Data provided:
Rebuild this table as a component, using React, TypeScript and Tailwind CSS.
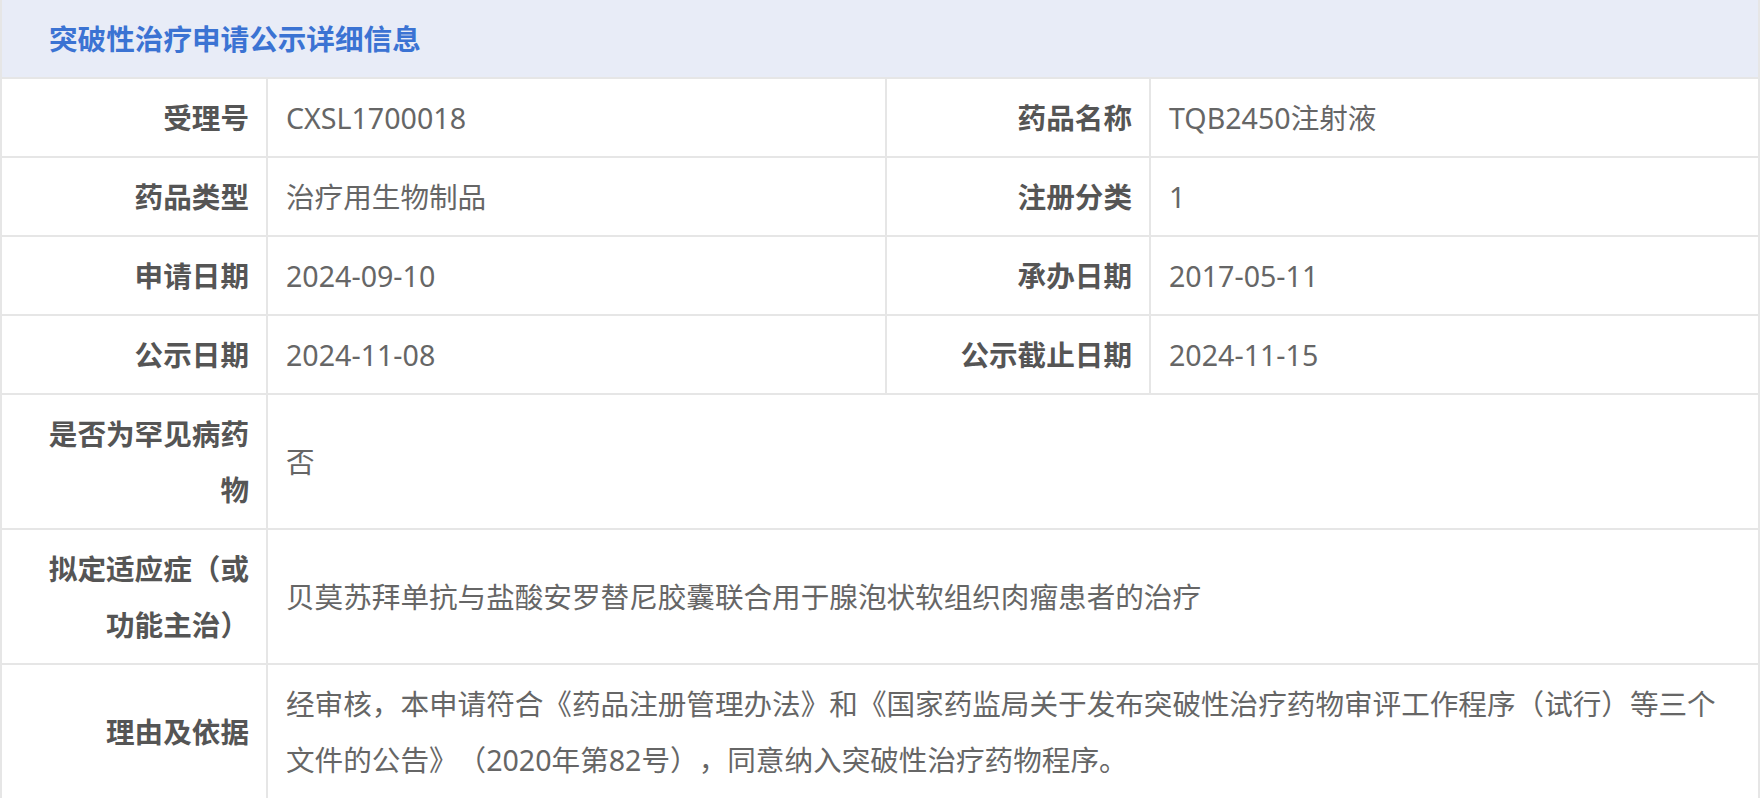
import type { ReactNode } from "react";

interface PairRow {
  label: string;
  value: string;
  label2: string;
  value2: string;
}

const pairRows: PairRow[] = [
  { label: "受理号", value: "CXSL1700018", label2: "药品名称", value2: "TQB2450注射液" },
  { label: "药品类型", value: "治疗用生物制品", label2: "注册分类", value2: "1" },
  { label: "申请日期", value: "2024-09-10", label2: "承办日期", value2: "2017-05-11" },
  { label: "公示日期", value: "2024-11-08", label2: "公示截止日期", value2: "2024-11-15" },
];

const labelCls =
  "border-2 border-[#e6e6e6] py-[10.5px] pl-[28px] pr-[17px] text-right align-middle font-bold text-[#555555]";
const valueCls =
  "border-2 border-[#e6e6e6] py-[10.5px] px-[18px] text-left align-middle text-[#666666]";

function Label({ children }: { children: ReactNode }) {
  return <td className={labelCls}>{children}</td>;
}

function Value({ children, span }: { children: ReactNode; span?: number }) {
  return (
    <td colSpan={span} className={valueCls}>
      {children}
    </td>
  );
}

export default function App() {
  return (
    <div className="w-[1760px] bg-white font-['Noto_Sans','Noto_Sans_CJK_SC',sans-serif] text-[28.6px] leading-[56px] [text-spacing-trim:space-all]">
      <table className="w-full table-fixed border-collapse">
        <colgroup>
          <col className="w-[266px]" />
          <col className="w-[619px]" />
          <col className="w-[264px]" />
          <col />
        </colgroup>
        <thead>
          <tr>
            <th
              colSpan={4}
              className="h-[78px] border-2 border-t-0 border-[#e6e6e6] bg-[#e8ecf7] pl-[47px] text-left align-middle font-bold text-[#3b73d3]"
            >
              突破性治疗申请公示详细信息
            </th>
          </tr>
        </thead>
        <tbody>
          {pairRows.map((r) => (
            <tr key={r.label}>
              <Label>{r.label}</Label>
              <Value>{r.value}</Value>
              <Label>{r.label2}</Label>
              <Value>{r.value2}</Value>
            </tr>
          ))}
          <tr>
            <Label>是否为罕见病药物</Label>
            <Value span={3}>否</Value>
          </tr>
          <tr>
            <Label>拟定适应症（或功能主治）</Label>
            <Value span={3}>贝莫苏拜单抗与盐酸安罗替尼胶囊联合用于腺泡状软组织肉瘤患者的治疗</Value>
          </tr>
          <tr>
            <Label>理由及依据</Label>
            <Value span={3}>
              经审核，本申请符合《药品注册管理办法》和《国家药监局关于发布突破性治疗药物审评工作程序（试行）等三个
              <br />
              文件的公告》（2020年第82号），同意纳入突破性治疗药物程序。
            </Value>
          </tr>
        </tbody>
      </table>
    </div>
  );
}
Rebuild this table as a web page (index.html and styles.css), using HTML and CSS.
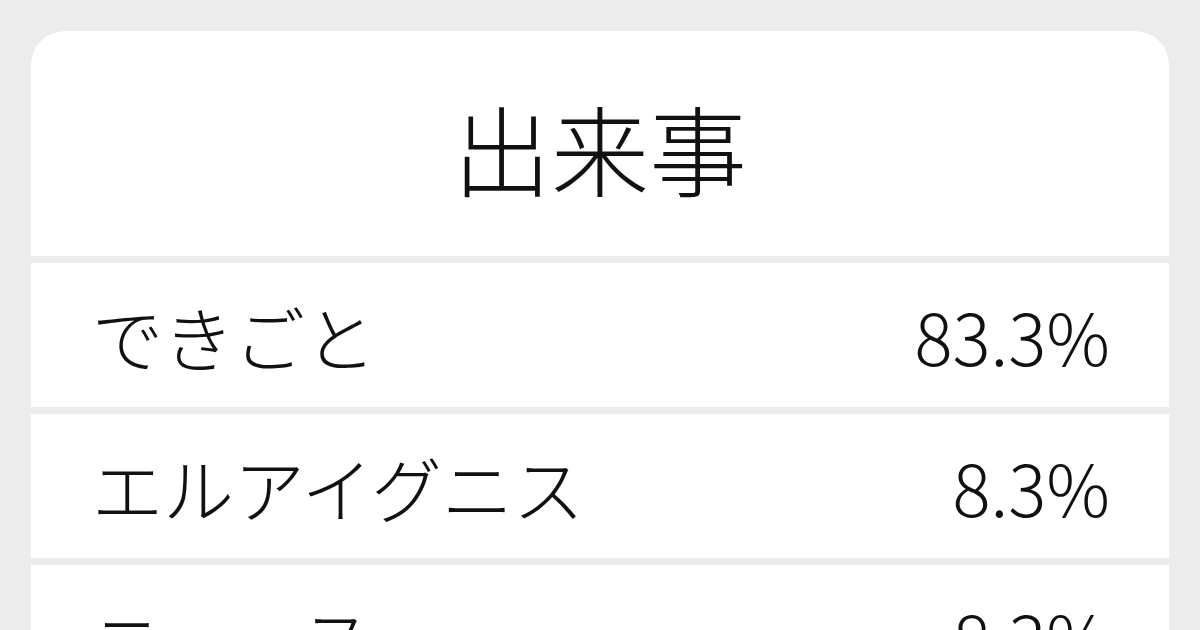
FILE: index.html
```html
<!DOCTYPE html>
<html lang="ja">
<head>
<meta charset="utf-8">
<link rel="stylesheet" href="styles.css">
</head>
<body>
<div class="card">
  <div class="head"><h1 class="title">出来事</h1></div>
  <div class="row"><span class="label">できごと</span><span class="pct">83.3%</span></div>
  <div class="row"><span class="label">エルアイグニス</span><span class="pct">8.3%</span></div>
  <div class="row"><span class="label">ニュース</span><span class="pct">8.3%</span></div>
</div>
</body>
</html>
```
FILE: styles.css
```css
html, body {
  margin: 0;
  padding: 0;
  background: #ececec;
  width: 1200px;
  height: 630px;
  overflow: hidden;
}
body {
  font-family: "Noto Sans CJK JP", "Noto Sans", sans-serif;
  font-weight: 300;
  color: #111;
  padding: 31px 31px 0 31px;
  box-sizing: border-box;
}
.card {
  border-radius: 34px;
  overflow: hidden;
  display: flex;
  flex-direction: column;
  gap: 7px;
}
.head {
  background: #fff;
  height: 225px;
  display: flex;
  align-items: center;
  justify-content: center;
}
.title {
  margin: 0;
  padding-top: 4px;
  font-size: 98px;
  font-weight: 300;
  line-height: 1;
}
.row {
  background: #fff;
  height: 144px;
  flex-shrink: 0;
  display: flex;
  align-items: center;
  justify-content: space-between;
  padding: 0 59px 0 61px;
  font-size: 71px;
  line-height: 1;
}
```
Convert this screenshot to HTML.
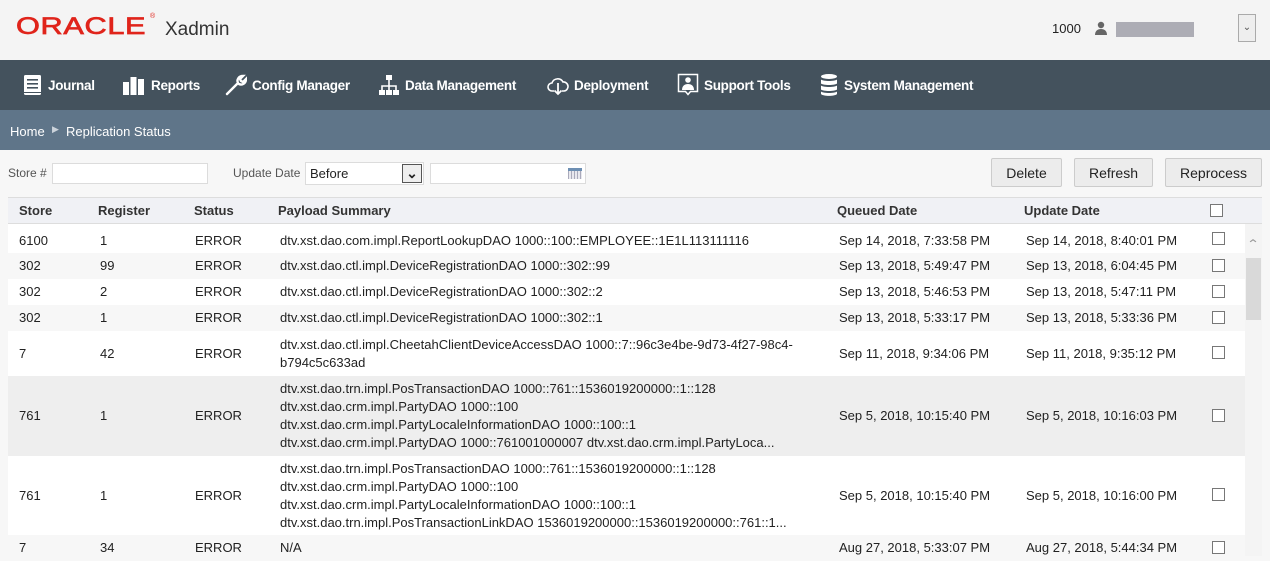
<!DOCTYPE html>
<html><head><meta charset="utf-8"><style>
*{margin:0;padding:0;box-sizing:border-box}
body{width:1270px;height:556px;overflow:hidden;background:#f7f7f7;font-family:"Liberation Sans",Arial,sans-serif;font-size:13px;color:#222;position:relative}
.a{position:absolute}
#hdr{left:0;top:0;width:1270px;height:60px;background:#f4f4f4}
#nav{left:0;top:60px;width:1270px;height:50px;background:#44525d;color:#fff;font-weight:bold;font-size:13.5px;letter-spacing:-0.3px}
#nav .i{position:absolute;top:0;height:50px;display:flex;align-items:center;gap:5px}
#bc{left:0;top:110px;width:1270px;height:40px;background:#5f7589;color:#fff;font-size:13px}
.inp{background:#fff;border:1px solid #dcdcdc;height:21px}
.btn{background:#ececec;border:1px solid #ccc;border-radius:2px;height:29px;top:158px;font-size:14px;display:flex;align-items:center;justify-content:center;color:#222}
#th{left:8px;top:197px;width:1254px;height:27px;background:#f0f1f5;border-top:1px solid #ddd;border-bottom:1px solid #ddd;font-weight:bold;font-size:13px;color:#333}
.row{position:absolute;left:8px;width:1237px}
.c{position:absolute;top:50%;transform:translateY(-50%);line-height:18px}
.cb{position:absolute;width:13px;height:13px;border:1px solid #777;background:#fff}
</style></head><body>
<div id="hdr" class="a">
 <div class="a" style="left:16px;top:13px;color:#e0241b;font-size:24px;font-weight:normal;-webkit-text-stroke:0.7px #e0241b;letter-spacing:0.5px;transform:scaleX(1.28);transform-origin:left;font-family:'Liberation Sans',sans-serif">ORACLE</div>
 <div class="a" style="left:150px;top:13px;color:#e0241b;font-size:7px">®</div>
 <div class="a" style="left:165px;top:19px;font-size:19px;color:#333">Xadmin</div>
 <div class="a" style="left:1052px;top:21px;font-size:13px;color:#222">1000</div>
 <svg class="a" style="left:1093px;top:20px" width="16" height="16" viewBox="0 0 16 16"><circle cx="8" cy="5" r="3.2" fill="#666"/><path d="M2 15c0-4 2.5-6 6-6s6 2 6 6z" fill="#666"/></svg>
 <div class="a" style="left:1116px;top:22px;width:78px;height:15px;background:#adadb5"></div>
 <div class="a" style="left:1238px;top:14px;width:18px;height:28px;border:1px solid #aaa;background:#eee;font-size:10px;color:#555;text-align:center;line-height:26px">&#8964;</div>
</div>
<div id="nav" class="a">
 <div class="i" style="left:23px"><svg width="20" height="22" viewBox="0 0 20 22"><rect x="1" y="1" width="17" height="20" rx="1.5" fill="#fff"/><rect x="4" y="5" width="11" height="1.6" fill="#44525d"/><rect x="4" y="9" width="11" height="1.6" fill="#44525d"/><rect x="4" y="13" width="11" height="1.6" fill="#44525d"/><rect x="1" y="18" width="17" height="1" fill="#44525d"/></svg>Journal</div>
 <div class="i" style="left:122px"><svg width="24" height="22" viewBox="0 0 24 22"><rect x="1" y="8" width="6" height="13" fill="#fff"/><rect x="8.5" y="3" width="6" height="18" fill="#fff"/><rect x="16" y="5" width="6" height="16" fill="#fff"/></svg>Reports</div>
 <div class="i" style="left:225px"><svg width="22" height="22" viewBox="0 0 22 22"><path d="M2 20l10-10M13 9c-1.5-3 .5-7 5-7l-3 3 1 2 2 1 3-3c0 4.5-4 6.5-7 5" stroke="#fff" stroke-width="2.4" fill="none" stroke-linecap="round"/></svg>Config Manager</div>
 <div class="i" style="left:378px"><svg width="22" height="22" viewBox="0 0 22 22"><rect x="8" y="1" width="6" height="5" fill="#fff"/><rect x="1" y="16" width="6" height="5" fill="#fff"/><rect x="8" y="16" width="6" height="5" fill="#fff"/><rect x="15" y="16" width="6" height="5" fill="#fff"/><path d="M11 6v10M4 16v-4h14v4" stroke="#fff" stroke-width="1.6" fill="none"/></svg>Data Management</div>
 <div class="i" style="left:547px"><svg width="22" height="22" viewBox="0 0 22 22"><path d="M7 17H5a4 4 0 010-8 6 6 0 0111-1 4.5 4.5 0 011 9h-2" stroke="#fff" stroke-width="1.6" fill="none"/><path d="M11 9v11M7.5 16.5L11 20l3.5-3.5" stroke="#fff" stroke-width="1.8" fill="none"/></svg>Deployment</div>
 <div class="i" style="left:677px"><svg width="22" height="24" viewBox="0 0 22 24"><path d="M1.5 1.5h19v17h-7l-2.5 3-2.5-3h-7z" stroke="#fff" stroke-width="1.5" fill="none"/><circle cx="11" cy="7" r="2.8" fill="#fff"/><path d="M5 17c0-4 2.5-6 6-6s6 2 6 6z" fill="#fff"/></svg>Support Tools</div>
 <div class="i" style="left:819px"><svg width="20" height="24" viewBox="0 0 20 24"><ellipse cx="10" cy="3.5" rx="8" ry="2.5" fill="#fff"/><path d="M2 6.5c2 2 14 2 16 0v4c-2 2-14 2-16 0zM2 12.5c2 2 14 2 16 0v4c-2 2-14 2-16 0zM2 18.5c2 2 14 2 16 0v2.5c-2 2.5-14 2.5-16 0z" fill="#fff"/></svg>System Management</div>
</div>
<div id="bc" class="a"><span class="a" style="left:10px;top:14px">Home</span><span class="a" style="left:52px;top:14px;font-size:9px;color:#cbd3db">&#9654;</span><span class="a" style="left:66px;top:14px">Replication Status</span></div>

<div class="a" style="left:8px;top:166px;color:#555;font-size:12px">Store #</div>
<div class="a inp" style="left:52px;top:163px;width:156px"></div>
<div class="a" style="left:233px;top:166px;color:#555;font-size:12px">Update Date</div>
<div class="a inp" style="left:305px;top:162px;width:119px;height:23px"><span class="a" style="left:4px;top:3px;font-size:13px">Before</span><div class="a" style="left:96px;top:1px;width:20px;height:19px;border:1px solid #555;background:#eee;font-size:14px;text-align:center;line-height:17px;font-weight:bold">&#8964;</div></div>
<div class="a inp" style="left:430px;top:163px;width:156px"><div class="a" style="left:137px;top:4px;width:14px;height:11px;background:repeating-linear-gradient(90deg,#aab 0 1px,#e8e8ee 1px 3px);border-top:3px solid #6d8fb3"></div></div>
<div class="a btn" style="left:991px;width:71px">Delete</div>
<div class="a btn" style="left:1074px;width:79px">Refresh</div>
<div class="a btn" style="left:1165px;width:97px">Reprocess</div>

<div id="th" class="a">
 <span class="a" style="left:11px;top:5px">Store</span><span class="a" style="left:90px;top:5px">Register</span><span class="a" style="left:186px;top:5px">Status</span><span class="a" style="left:270px;top:5px">Payload Summary</span><span class="a" style="left:829px;top:5px">Queued Date</span><span class="a" style="left:1016px;top:5px">Update Date</span>
 <div class="cb" style="left:1202px;top:6px"></div>
</div>

<div class="a" style="left:1245px;top:224px;width:17px;height:332px;background:#f4f4f4"></div>
<div class="a" style="left:1246px;top:258px;width:15px;height:62px;background:#d9d9d9"></div>
<div class="a" style="left:1248px;top:237px;font-size:12px;color:#999;transform:scaleX(1.3)">&#8963;</div>

<div class="row" style="top:224px;height:29px;background:#fff"><span class="c" style="left:11px;margin-top:2px">6100</span><span class="c" style="left:92px;margin-top:2px">1</span><span class="c" style="left:187px;margin-top:2px">ERROR</span><span class="c" style="left:272px;margin-top:2px">dtv.xst.dao.com.impl.ReportLookupDAO 1000::100::EMPLOYEE::1E1L113111116</span><span class="c" style="left:831px;margin-top:2px">Sep 14, 2018, 7:33:58 PM</span><span class="c" style="left:1018px;margin-top:2px">Sep 14, 2018, 8:40:01 PM</span><div class="cb" style="left:1204px;top:8px"></div></div>
<div class="row" style="top:253px;height:26px;background:#f7f7f7"><span class="c" style="left:11px">302</span><span class="c" style="left:92px">99</span><span class="c" style="left:187px">ERROR</span><span class="c" style="left:272px">dtv.xst.dao.ctl.impl.DeviceRegistrationDAO 1000::302::99</span><span class="c" style="left:831px">Sep 13, 2018, 5:49:47 PM</span><span class="c" style="left:1018px">Sep 13, 2018, 6:04:45 PM</span><div class="cb" style="left:1204px;top:6px"></div></div>
<div class="row" style="top:279px;height:26px;background:#fff"><span class="c" style="left:11px">302</span><span class="c" style="left:92px">2</span><span class="c" style="left:187px">ERROR</span><span class="c" style="left:272px">dtv.xst.dao.ctl.impl.DeviceRegistrationDAO 1000::302::2</span><span class="c" style="left:831px">Sep 13, 2018, 5:46:53 PM</span><span class="c" style="left:1018px">Sep 13, 2018, 5:47:11 PM</span><div class="cb" style="left:1204px;top:6px"></div></div>
<div class="row" style="top:305px;height:26px;background:#f7f7f7"><span class="c" style="left:11px">302</span><span class="c" style="left:92px">1</span><span class="c" style="left:187px">ERROR</span><span class="c" style="left:272px">dtv.xst.dao.ctl.impl.DeviceRegistrationDAO 1000::302::1</span><span class="c" style="left:831px">Sep 13, 2018, 5:33:17 PM</span><span class="c" style="left:1018px">Sep 13, 2018, 5:33:36 PM</span><div class="cb" style="left:1204px;top:6px"></div></div>
<div class="row" style="top:331px;height:45px;background:#fff"><span class="c" style="left:11px">7</span><span class="c" style="left:92px">42</span><span class="c" style="left:187px">ERROR</span><span class="c" style="left:272px">dtv.xst.dao.ctl.impl.CheetahClientDeviceAccessDAO 1000::7::96c3e4be-9d73-4f27-98c4-<br>b794c5c633ad</span><span class="c" style="left:831px">Sep 11, 2018, 9:34:06 PM</span><span class="c" style="left:1018px">Sep 11, 2018, 9:35:12 PM</span><div class="cb" style="left:1204px;top:15px"></div></div>
<div class="row" style="top:376px;height:80px;background:#eeeeee"><span class="c" style="left:11px">761</span><span class="c" style="left:92px">1</span><span class="c" style="left:187px">ERROR</span><span class="c" style="left:272px">dtv.xst.dao.trn.impl.PosTransactionDAO 1000::761::1536019200000::1::128<br>dtv.xst.dao.crm.impl.PartyDAO 1000::100<br>dtv.xst.dao.crm.impl.PartyLocaleInformationDAO 1000::100::1<br>dtv.xst.dao.crm.impl.PartyDAO 1000::761001000007 dtv.xst.dao.crm.impl.PartyLoca...</span><span class="c" style="left:831px">Sep 5, 2018, 10:15:40 PM</span><span class="c" style="left:1018px">Sep 5, 2018, 10:16:03 PM</span><div class="cb" style="left:1204px;top:33px"></div></div>
<div class="row" style="top:456px;height:79px;background:#fff"><span class="c" style="left:11px">761</span><span class="c" style="left:92px">1</span><span class="c" style="left:187px">ERROR</span><span class="c" style="left:272px">dtv.xst.dao.trn.impl.PosTransactionDAO 1000::761::1536019200000::1::128<br>dtv.xst.dao.crm.impl.PartyDAO 1000::100<br>dtv.xst.dao.crm.impl.PartyLocaleInformationDAO 1000::100::1<br>dtv.xst.dao.trn.impl.PosTransactionLinkDAO 1536019200000::1536019200000::761::1...</span><span class="c" style="left:831px">Sep 5, 2018, 10:15:40 PM</span><span class="c" style="left:1018px">Sep 5, 2018, 10:16:00 PM</span><div class="cb" style="left:1204px;top:32px"></div></div>
<div class="row" style="top:535px;height:26px;background:#f7f7f7"><span class="c" style="left:11px">7</span><span class="c" style="left:92px">34</span><span class="c" style="left:187px">ERROR</span><span class="c" style="left:272px">N/A</span><span class="c" style="left:831px">Aug 27, 2018, 5:33:07 PM</span><span class="c" style="left:1018px">Aug 27, 2018, 5:44:34 PM</span><div class="cb" style="left:1204px;top:6px"></div></div>
</body></html>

Written problem: Copy out all lines that carry the word "this".

Reply to the exercise:
Rebuild this table as a component, using React, TypeScript and Tailwind CSS.
Rebuild this table as a web page (index.html and styles.css), using HTML and CSS.
Convert this screenshot to HTML.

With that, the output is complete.